There are two other upgrades that make the Glock 48 MUCH better, though.
First, I recommend installing a metal magazine release.
For some reason, the Glock 48 chews through plastic magazine releases, even if you only use polymer Glock magazines. I’ve never seen this issue on any other Glock. But a metal magazine release is an affordable upgrade that’s super easy to install, and any aluminum or steel magazine release will do the trick.
The other awesome upgrade for the Glock 48 is a Shield Arms 15-round magazine. Yes, you can get a 15-round magazine for the Glock 48, which turns your Glock 48 into a true skinny Glock 19.
With a few 15-round magazines, the Glock 48 is a legitimate do-it-all gun that’s easy to conceal, easy to shoot, and holds enough rounds to be a capable home defense gun.
However, the 15-round magazines are steel. The steel magazines cut into the stock polymer magazine catch.

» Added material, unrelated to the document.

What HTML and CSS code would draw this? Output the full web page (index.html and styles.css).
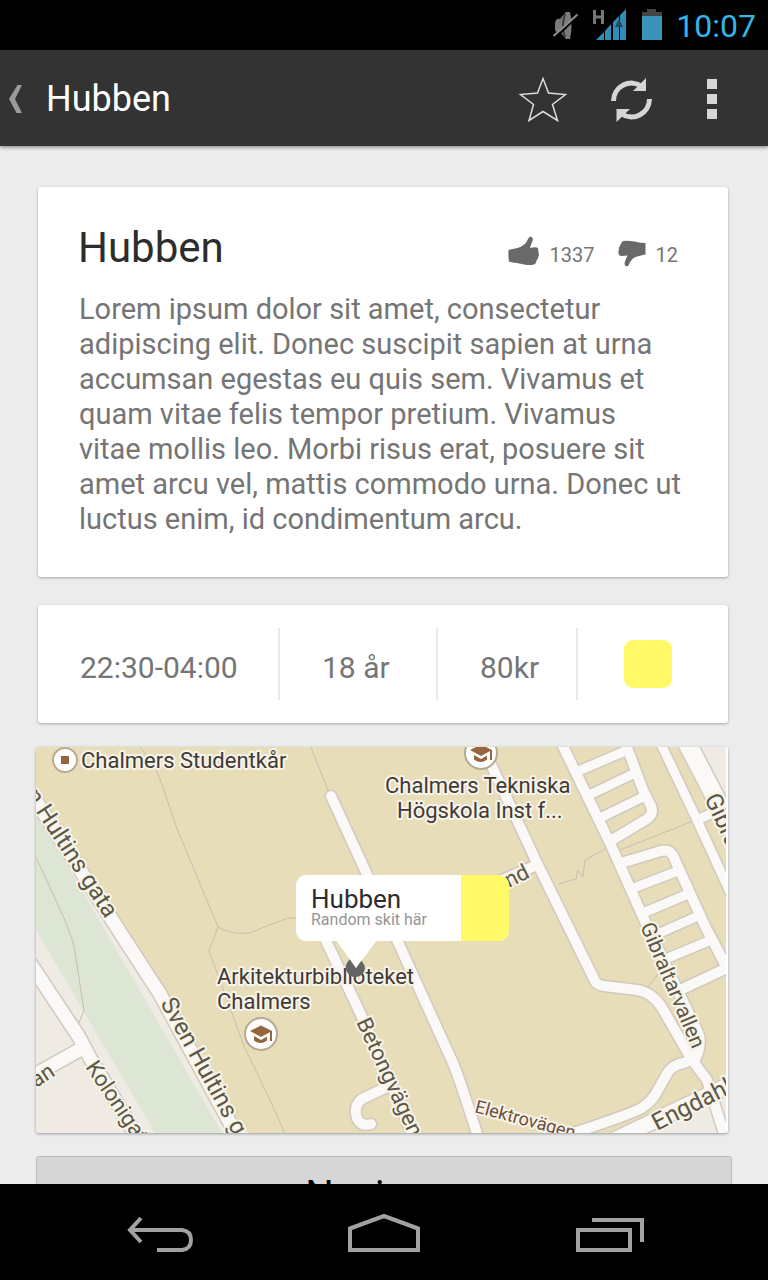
FILE: index.html
```html
<!DOCTYPE html>
<html lang="sv">
<head>
<meta charset="utf-8">
<meta name="viewport" content="width=device-width, initial-scale=1">
<title>Hubben</title>
<link rel="stylesheet" href="styles.css">
</head>
<body>
<div class="status-bar">
  <svg class="icon-mute" viewBox="552 8 28 34" width="28" height="34" aria-hidden="true">
    <path d="M555 23q1-5 5-4l6-7h4q3 14 0 27h-4l-6-7q-5 1-5-3z" fill="#7b7b7b"/>
    <path d="M565 14q-4 12 0 23" fill="none" stroke="#3c3c3c" stroke-width="2"/>
    <path d="M555 38L579 15" stroke="#000" stroke-width="2"/>
    <path d="M553.500 36L577.500 14.500" stroke="#8c8c8c" stroke-width="2"/>
  </svg>
  <svg class="icon-signal" viewBox="592 8 36 34" width="36" height="34" aria-hidden="true">
    <path d="M594.500 10v14M602.500 10v14M594 17h8" stroke="#777" stroke-width="3" fill="none"/>
    <path d="M596 40L604 32V40zM605 40V31l6-7v16zM613 40V22l6-6v24zM620 40V15l6-6v31z" fill="#2f8db8"/>
    <path d="M615 27l4-8 4 8z" fill="#24485a"/>
  </svg>
  <svg class="icon-battery" viewBox="641 8 22 34" width="22" height="34" aria-hidden="true">
    <path d="M642 24V12h5V9h9v3h6v12z" fill="#444"/><path d="M642 16h20v24h-20z" fill="#3a93b9"/>
  </svg>
  <time class="clock">10:07</time>
</div>

<header class="action-bar">
  <button class="up" aria-label="Back">
    <svg viewBox="8 82 16 32" width="16" height="32"><path d="M17.500 84H22l-7 14 7 14h-5.500L9 98z" fill="#9b9b9b"/></svg>
  </button>
  <h1 class="bar-title">Hubben</h1>
  <button class="action" aria-label="Favourite">
    <svg viewBox="518 74 50 50" width="50" height="50"><path d="M543 78.500L548.500 93L565.500 94.500L552.500 104.500L557.500 120.500L543 111.500L529 120.500L533.500 104.500L520.500 94.500L537.500 93z" fill="none" stroke="#dcdcdc" stroke-width="1.500"/></svg>
  </button>
  <button class="action" aria-label="Refresh">
    <svg viewBox="606 74 50 50" width="50" height="50"><g fill="none" stroke="#d6d6d6" stroke-width="5"><path d="M613.500 101A18 18 0 0 1 642 86.500"/><path d="M649.500 99A18 18 0 0 1 621 113.500"/></g><path d="M646 78v13h-13zM616.500 122v-13H630z" fill="#d6d6d6"/></svg>
  </button>
  <button class="action action-more" aria-label="More options">
    <svg viewBox="700 74 24 50" width="24" height="50"><path d="M707 79h10v10h-10zM707 94h10v10h-10zM707 109h10v10h-10z" fill="#d6d6d6"/></svg>
  </button>
</header>

<main class="content">
  <article class="card intro">
    <div class="intro-head">
      <h2 class="place">Hubben</h2>
      <div class="votes">
        <button class="vote">
          <svg viewBox="506 234 36 36" width="36" height="36" aria-hidden="true"><path d="M507.500 251q4-1 9-2 6-2 9-6l2-4q2-3 4 0 1 2-1 5l-1.500 5q4-1 7-.5 2 1 1 3 1 1 .5 3 1 2-.5 4 0 2-1.500 3 0 3-2.500 4-4 1-10 0l-7-1.500q-5-.5-8-1.500-1-6-.5-11z" fill="#696969"/></svg>
          <span>1337</span>
        </button>
        <button class="vote">
          <svg viewBox="616 234 34 36" width="34" height="36" aria-hidden="true"><path d="M646.500 244q-5 0-11-1.500-7-1-11-.5-2 .5-2.500 3-1.500 1-1.500 3-1 1-.5 3-1 1-.5 3 0 3 3 3l6-.5q-1 2-2.500 6-1 3 .5 4.500 3 1 4-3 3-5 6-6 6-2 10-2.500z" fill="#696969"/></svg>
          <span>12</span>
        </button>
      </div>
    </div>
    <p class="description">Lorem ipsum dolor sit amet, consectetur adipiscing elit. Donec suscipit sapien at urna accumsan egestas eu quis sem. Vivamus et quam vitae felis tempor pretium. Vivamus<br>vitae mollis leo. Morbi risus erat, posuere sit<br>amet arcu vel, mattis commodo urna. Donec ut luctus enim, id condimentum arcu.</p>
  </article>

  <ul class="card facts">
    <li class="fact">22:30-04:00</li>
    <li class="fact">18 år</li>
    <li class="fact">80kr</li>
    <li class="fact fact-swatch"><span class="swatch"></span></li>
  </ul>

  <section class="map" aria-label="Map">
    <svg class="map-canvas" viewBox="36 747 690 386" preserveAspectRatio="xMidYMid slice">
      <defs>
        <g id="roads">
          <path class="w13" d="M20 776L125 940L160 994L242 1145"/>
          <path class="w13" d="M26 957L79 1037L90 1058L145 1150M81 1049L20 1083"/>
          <path class="w10" d="M331 796L398 942L453 1063Q460 1080 479 1140"/>
          <path class="w10" d="M320 928L363 1019L415 1140M387 1087L362 1099Q353 1106 357 1118Q361 1127 371 1124"/>
          <path class="w10" d="M482 745L537 863L595 981Q597 985 604 986L637 990Q651 992 661 1006L692 1060L707 1080L726 1140M537 865L495 883"/>
          <path class="w10" d="M692 1060L677 1065Q671 1067 667 1074L655 1095Q650 1103 640 1109Q620 1118 570 1134"/>
          <path class="w10" d="M561 742L610 843L643 917L699 1035Q702 1046 694 1062"/>
          <path class="w10" d="M625 742L643 790L651 806Q654 814 647 819L612 840"/>
          <path class="w10" d="M621 863L661 851Q671 848 675 860L705 926L727 968L680 990"/>
          <path class="w9" d="M576 772L623 752M587 796L633 774M598 819L643 797M631 889L678 871M643 913L688 894M653 936L698 916M663 960L711 940"/>
          <path class="w9" d="M660 742L697 820L731 894M699 819L720 810"/>
          <path class="w18" d="M685 739L735 835"/>
          <path class="w15" d="M610 1142L740 1080"/>
        </g>
      </defs>
      <path fill="#efebe4" d="M36 747h692v386H36z"/>
      <path fill="#e7ddb9" d="M36 747H693L728 815V1088L625 1133H238L160 994L125 940L36 800z"/>
      <path fill="#dde6d5" d="M36 812L105 930L222 1133H155L36 930z"/>
      <g class="trail">
        <path d="M138 745Q154 763 160 779L176 826L218 927L209 951L244 1046L270 1100L286 1136M218 927Q232 935 249 933L288 918H300M310 745L329 793M36 857L64 918Q72 938 74 946L84 1010L78 1025M558 884L576 879L578 870L583 877L585 860L605 849M615 852L693 821M648 987L658 974"/>
      </g>
      <use href="#roads" class="road-edge"/>
      <use href="#roads" class="road-fill"/>
      <g class="road-label">
        <text class="large" transform="translate(25 795) rotate(57)">n Hultins gata</text>
        <text class="large" transform="translate(160 1003) rotate(61)">Sven Hultins gata</text>
        <text transform="translate(85 1067) rotate(56)">Kolonigatan</text>
        <text transform="translate(36 1088) rotate(-33)">an</text>
        <text transform="translate(356 1022) rotate(65)">Betongvägen</text>
        <text transform="translate(509 888) rotate(-27)">nd</text>
        <text class="mid" transform="translate(640 926) rotate(67)">Gibraltarvallen</text>
        <text class="large" transform="translate(704 798) rotate(65)">Gibraltar</text>
        <text class="large" transform="translate(657 1131) rotate(-27)">Engdahls</text>
        <text class="small" transform="translate(474 1112) rotate(15)">Elektrovägen</text>
      </g>
      <g class="poi-label">
        <text x="81" y="768">Chalmers Studentkår</text>
        <text x="385" y="793">Chalmers Tekniska</text>
        <text x="397" y="818">Högskola Inst f...</text>
        <text x="217" y="984">Arkitekturbiblioteket</text>
        <text x="217" y="1009">Chalmers</text>
      </g>
      <g class="poi"><circle cx="65" cy="760" r="12"/><circle cx="481" cy="753" r="16"/><circle cx="261" cy="1034" r="16"/></g>
      <path fill="#94653e" d="M61 756h8v8h-8z"/>
      <g id="cap" fill="#94653e"><path d="M250 1031L261 1025.500L272 1031L261 1037z"/><path d="M270 1031h2v10h-2zM254 1036l7 4 6-3.500v4q-6 5-13 0z"/></g>
      <use href="#cap" x="220" y="-281"/>
      <path fill="#646464" d="M350 959Q343 966 347 972Q350 977 355 977Q361 977 364 972Q367 966 360 959L356 968z"/>
      <path fill="#fff" d="M336 940H377L356 968z"/>
    </svg>
    <button class="callout">
      <span class="callout-text"><strong class="callout-title">Hubben</strong><span class="callout-sub">Random skit här</span></span>
      <span class="callout-colour"></span>
    </button>
  </section>

  <button class="navigate">Navigera</button>
</main>

<nav class="system-nav" aria-label="System">
  <button class="sys" aria-label="Back"><svg viewBox="124 1212 72 44" width="72" height="44"><path d="M130 1230H182Q191 1231 191 1240T182 1250H157M141 1218L130 1230L141 1242" fill="none" stroke="#a2a2a2" stroke-width="4"/></svg></button>
  <button class="sys" aria-label="Home"><svg viewBox="346 1212 76 44" width="76" height="44"><path d="M350 1250V1228.500L384 1216L418 1228.500V1250z" fill="none" stroke="#a2a2a2" stroke-width="4"/></svg></button>
  <button class="sys" aria-label="Recent apps"><svg viewBox="574 1212 72 44" width="72" height="44"><path d="M578 1230h52v20h-52zM592 1220h50v22" fill="none" stroke="#a2a2a2" stroke-width="4"/></svg></button>
</nav>
</body>
</html>
```
FILE: styles.css
```css
* { box-sizing: border-box; }

body {
  margin: 0;
  height: 100vh;
  display: flex;
  flex-direction: column;
  background: #ececec;
  color: #757575;
  font-family: Roboto, "Noto Sans", sans-serif;
}

button {
  margin: 0;
  padding: 0;
  border: 0;
  background: none;
  color: inherit;
  font: inherit;
}

svg { display: block; }
h1, h2, p, ul { margin: 0; padding: 0; font-weight: 400; }

.status-bar {
  flex: none;
  height: 50px;
  padding: 0 12px;
  display: flex;
  align-items: center;
  justify-content: flex-end;
  background: #000;
}
.icon-signal { margin: 0 13px 0 12px; }
.clock {
  margin-left: 13px;
  padding-top: 2px;
  color: #33b5e5;
  font-size: 32px;
}

.action-bar {
  position: relative;
  flex: none;
  height: 96px;
  padding: 2px 44px 0 8px;
  display: flex;
  align-items: center;
  background: #333;
  box-shadow: 0 1px 4px rgba(0, 0, 0, .5);
}
.bar-title {
  flex: 1;
  padding-left: 22px;
  color: #fff;
  font-size: 36px;
}
.action { margin-left: 38px; }
.action-more { margin-left: 44px; }

.content {
  flex: 1;
  min-height: 0;
  overflow: hidden;
  padding: 41px 36px 0;
}

.card {
  margin: 0 4px 28px 2px;
  background: #fff;
  border-radius: 3px;
  box-shadow: 0 1px 3px rgba(0, 0, 0, .3);
}

.intro { padding: 36px 36px 40px 40px; }
.intro-head {
  display: flex;
  justify-content: space-between;
  align-items: center;
  padding-right: 14px;
}
.place {
  color: #2d2d2d;
  font-size: 42px;
  line-height: 50px;
}
.votes { display: flex; gap: 20px; padding-top: 12px; }
.vote {
  display: flex;
  align-items: center;
  gap: 7px;
  font-size: 20px;
}
.vote svg { margin-top: -6px; }
.vote span { padding-top: 2px; }
.description {
  padding: 19px 0 0 1px;
  font-size: 29px;
  line-height: 35px;
}

.facts {
  display: grid;
  grid-template-columns: 242fr 158fr 140fr 150fr;
  margin-bottom: 24px;
  padding: 23px 0;
  list-style: none;
}
.fact {
  height: 72px;
  padding: 6px 0 0 42px;
  display: flex;
  align-items: center;
  border-right: 2px solid #e9e9e9;
  font-size: 30px;
}
.fact-swatch {
  padding: 0 0 0 46px;
  border: 0;
}
.swatch {
  width: 48px;
  height: 48px;
  border-radius: 9px;
  background: #fff968;
}

.map {
  position: relative;
  margin: 0 4px 23px 0;
  border-right: 2px solid #fff;
  border-radius: 3px;
  overflow: hidden;
  box-shadow: 0 1px 3px rgba(0, 0, 0, .35);
}
.map-canvas { width: 100%; height: 386px; }
.trail { fill: none; stroke: #c9bdaf; stroke-width: 1; }
.road-edge, .road-fill { fill: none; stroke-linecap: round; stroke-linejoin: round; }
.road-edge { stroke: #d1c9be; --edge: 3px; }
.road-fill { stroke: #faf9f7; --edge: 0px; }
.w9 { stroke-width: calc(9px + var(--edge)); }
.w10 { stroke-width: calc(10px + var(--edge)); }
.w13 { stroke-width: calc(13px + var(--edge)); }
.w15 { stroke-width: calc(15px + var(--edge)); }
.w18 { stroke-width: calc(18px + var(--edge)); }
.road-label, .poi-label {
  font-size: 22px;
  stroke: #f7f3e8;
  stroke-width: 4px;
  stroke-linejoin: round;
  paint-order: stroke;
}
.road-label { fill: #5b5746; }
.road-label .large { font-size: 24px; }
.road-label .mid { font-size: 21px; }
.road-label .small { font-size: 18px; fill: #6b5040; }
.poi-label { fill: #3f3a37; }
.poi { fill: #fff; stroke: #b5ab95; stroke-width: 2; }

.callout {
  position: absolute;
  left: calc(50% - 85px);
  top: 128px;
  width: 213px;
  height: 66px;
  display: flex;
  overflow: hidden;
  border-radius: 10px;
  background: #fff;
  text-align: left;
}
.callout-text {
  flex: 1;
  padding: 9px 0 0 15px;
  display: flex;
  flex-direction: column;
}
.callout-title {
  color: #2d2d2d;
  font-size: 26px;
  font-weight: 400;
  line-height: 31px;
}
.callout-sub {
  color: #959595;
  font-size: 16px;
  line-height: 10px;
}
.callout-colour { width: 48px; height: 100%; background: #fff968; }

.navigate {
  width: 100%;
  height: 78px;
  border: 1px solid #b9b9b9;
  border-radius: 3px;
  background: #d6d6d6;
  color: #000;
  font-size: 40px;
}

.system-nav {
  flex: none;
  height: 96px;
  padding: 4px 122px 0 124px;
  display: flex;
  align-items: center;
  justify-content: space-between;
  background: #000;
}
.sys:nth-child(2) { margin-right: 2px; }
```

So you’ll pretty much have to get a metal magazine catch, unless you enjoy regularly replacing your magazine release.
The bummer about these upgrades is that outfitting your Glock 48 could cost a few hundred bucks, which drives the total cost of the gun up somewhere near $800, maybe a bit more.
But $800 is still reasonable for a gun that you could use for everything.
Is the Glock 48 a perfect gun? Probably not. I’m sure that most people could find something to complain about, even if it’s just the trigger or the plastic sights.
But the Glock 48 is an especially strong contender if you want one gun that you can throw in the holster or in the quick access safe. It’s even a really great option if you need a gun that you’ll only use for concealed carry.
Only those who truly need a really tiny gun will find that the Glock 48 isn’t quite right for them. Most people don’t need as small a gun of a gun as they think. But if you need really deep concealment, you may need a smaller piece than the Glock 48.
Everyone else should have a look at the Glock 48, though. It may not be the gun that you settle on in the end. But you should definitely give the Glock 48 a try, especially if you’re in the market for a super versatile gun.